We have reached a denouement of sorts in the “blame XYZ companies for causing global warming which caused Hurricane Katrina which damaged my property” lawsuit that I’ve previously discussed and in which Cato filed an amicus brief. When last I blogged about this, the Fifth Circuit had apparently lost its en banc quorum – a late judicial recusal left only 8 of 16 judges available to hear the appeal – and was figuring out what to do.
Well, on Thursday the court issued an order determining that it lacked a quorum, but that the panel opinion – the one that allowed the tendentious causation claims to proceed – remained vacated. The money quote: “In sum, a court without a quorum cannot conduct judicial business… . Because neither this en banc court, nor the panel, can conduct further judicial business in this appeal, the Clerk is directed to dismiss the appeal.” This means that the district court opinion dismissing the suit stands, though plaintiffs are free to seek Supreme Court review. Not surprisingly, the three judges on the panel dissented from this order (which means that the order was decided by a 5-3 vote).

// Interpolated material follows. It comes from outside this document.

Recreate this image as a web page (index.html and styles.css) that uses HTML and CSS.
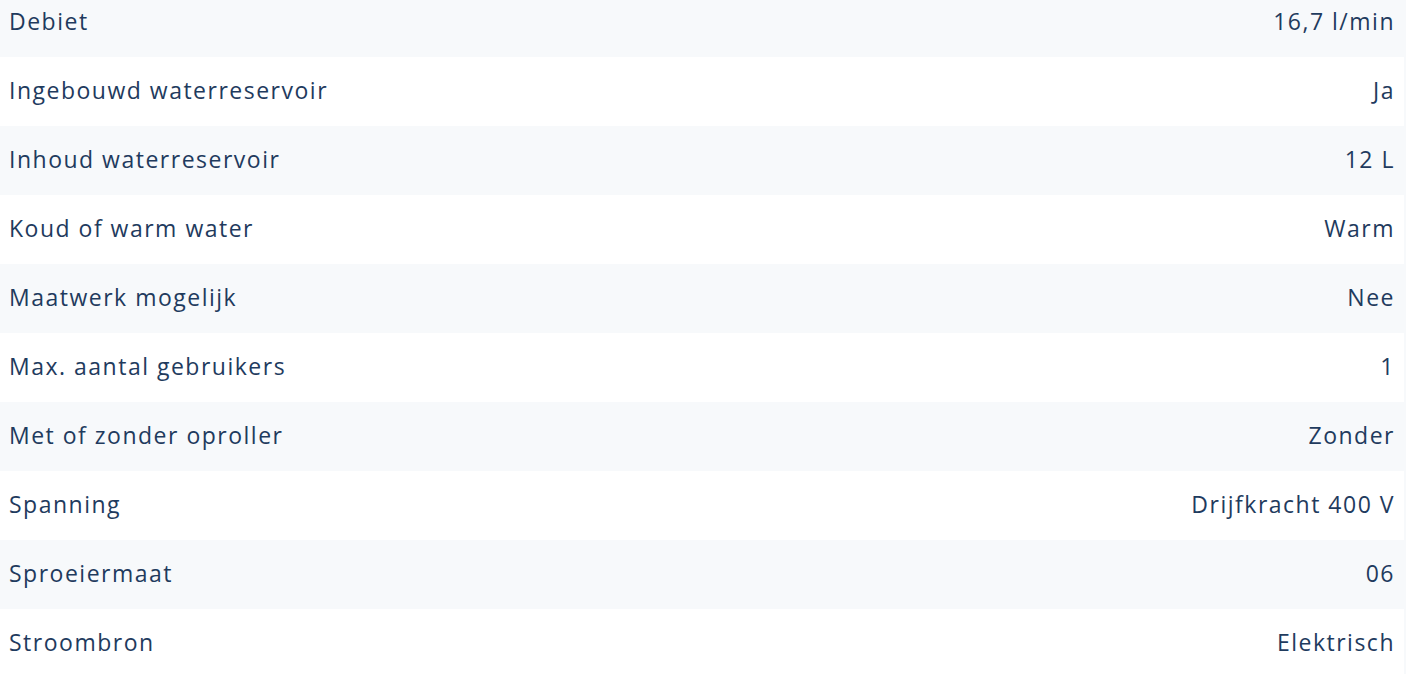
FILE: index.html
```html
<!DOCTYPE html>
<html lang="nl">
<head>
  <meta charset="UTF-8">
  <title>Specificaties</title>
  <link rel="stylesheet" href="styles.css">
</head>
<body>

<ul class="specs">
  <li><span>Debiet</span><span>16,7 l/min</span></li>
  <li><span>Ingebouwd waterreservoir</span><span>Ja</span></li>
  <li><span>Inhoud waterreservoir</span><span>12 L</span></li>
  <li><span>Koud of warm water</span><span>Warm</span></li>
  <li><span>Maatwerk mogelijk</span><span>Nee</span></li>
  <li><span>Max. aantal gebruikers</span><span>1</span></li>
  <li><span>Met of zonder oproller</span><span>Zonder</span></li>
  <li><span>Spanning</span><span>Drijfkracht 400 V</span></li>
  <li><span>Sproeiermaat</span><span>06</span></li>
  <li><span>Stroombron</span><span>Elektrisch</span></li>
</ul>

</body>
</html>
```

FILE: styles.css
```css
* {
  margin: 0;
  padding: 0;
  list-style: none;
}

body {
  background-color: #f7f9fb;
  font-family: "Open Sans", "Liberation Sans", sans-serif;
  color: #1f3b5e;
}

/*列表整体往上收一点，第一行被截掉一部分*/
.specs {
  width: calc(100% - 2px);
  margin-top: -12px;
}

.specs li {
  display: flex;
  justify-content: space-between;
  align-items: center;
  height: 69px;
  padding: 0 9px 4px 9px;
  box-sizing: border-box;
  font-size: 23px;
  letter-spacing: 1.5px;
  background-color: #fff;
}

.specs li:nth-child(odd) {
  background-color: #f7f9fb;
}
```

The upshot of all this is that the plaintiffs ended up botching their strategy of suing companies whose shares are owned by Fifth Circuit judges. This clever legerdemain successfully removed seven judges, but that left a quorum of nine. Of course, had the late-recusing eighth, Jennifer Elrod – who would’ve been expected to rule against the plaintiffs – recused when the first seven did, the court could not have vacated the panel opinion in the first place. We’ll never know what happened after the court’s prior decision to grant rehearing that caused Judge Elrod to recuse, but at least we’re left with the second-best result: no strong decision from an important federal appellate court, but the reinstatment of the correct decision below.